You just met all three relationship shapes in the worked schema without me naming them as a set. Let’s name them now, because once you can recognize which one a spec calls for, modeling stops being guesswork. These three shapes, the cardinalities , cover essentially every relationship you’ll ever model.
One-to-one (1:1). One row in A matches at most one row in B. This is the rarest of the three, and when you reach for it you should pause, because usually two tables in a 1:1 relationship are better off as one table. The legitimate reasons to split them out are that the B columns are optional and usually absent, or large, or governed by different permissions than the A columns. The textbook case is a users table and a user_settings table sharing the same key. If you don’t have a reason like that, just make it one table.

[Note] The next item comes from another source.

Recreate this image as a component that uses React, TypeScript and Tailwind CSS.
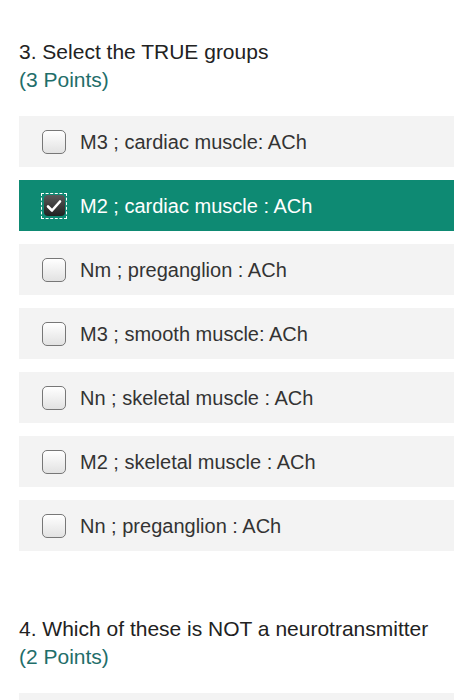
const options = [
  { label: 'M3 ; cardiac muscle: ACh', checked: false },
  { label: 'M2 ; cardiac muscle : ACh', checked: true },
  { label: 'Nm ; preganglion : ACh', checked: false },
  { label: 'M3 ; smooth muscle: ACh', checked: false },
  { label: 'Nn ; skeletal muscle : ACh', checked: false },
  { label: 'M2 ; skeletal muscle : ACh', checked: false },
  { label: 'Nn ; preganglion : ACh', checked: false },
]

function Box({ checked }: { checked: boolean }) {
  if (checked) {
    return (
      <span className="flex h-[26px] w-[26px] items-center justify-center border border-dashed border-white">
        <span className="flex h-[21px] w-[21px] items-center justify-center rounded-[4px] bg-gradient-to-b from-[#5a5a5a] to-[#222]">
          <svg width="16" height="14" viewBox="0 0 16 14">
            <path d="M2 7.5 L6 11.5 L14 2.5" fill="none" stroke="white" strokeWidth="2.6" strokeLinecap="round" strokeLinejoin="round" />
          </svg>
        </span>
      </span>
    )
  }
  return (
    <span className="flex h-[26px] w-[26px] items-center justify-center">
      <span className="h-[24px] w-[24px] rounded-[5px] border-[1.5px] border-[#777] bg-gradient-to-b from-white to-[#e2e2e2]" />
    </span>
  )
}

export default function App() {
  return (
    <div className="h-[700px] overflow-hidden bg-white pl-[19px] pr-[5px] pt-[38px] text-[#222]" style={{ fontFamily: '"Liberation Sans", Arial, sans-serif' }}>
      <div className="text-[21px] leading-[28px]">3. Select the TRUE groups</div>
      <div className="text-[21px] leading-[28px] text-[#1f6e6a]">(3 Points)</div>

      <div className="mt-[22px] flex flex-col gap-[13px]">
        {options.map((o) => (
          <div
            key={o.label}
            className={
              'flex h-[51px] items-center gap-[13px] pl-[22px] text-[20px] ' +
              (o.checked ? 'bg-[#0e8a73] text-white' : 'bg-[#f3f3f3] text-[#333]')
            }
          >
            <Box checked={o.checked} />
            <span>{o.label}</span>
          </div>
        ))}
      </div>

      <div className="mt-[64px] text-[21px] leading-[28px]">4. Which of these is NOT a neurotransmitter</div>
      <div className="text-[21px] leading-[28px] text-[#1f6e6a]">(2 Points)</div>
      <div className="mt-[22px] h-[51px] bg-[#f3f3f3]" />
    </div>
  )
}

One-to-many (1:N). One row in A relates to many rows in B, and you express it with a single foreign-key column on the many side. This is the workhorse, the relationship you’ll model far more than any other. Our invoice and its line items are exactly this: one invoice, many line items, and the invoice_id foreign key lives on the line item. Whenever a spec says “an X has several Ys,” this is the shape, and the foreign key goes on the Y.
Many-to-many (N:M). Many rows in A relate to many rows in B, and neither side can hold a single foreign key, so you introduce a junction table with two foreign keys, one to each side. Our invoice_tags is the example: invoices and tags relate many-to-many, and the junction wires them together, keyed on the composite of its two foreign keys. Whenever a spec says “an X can have many Ys and a Y can belong to many Xs,” reach for a junction table.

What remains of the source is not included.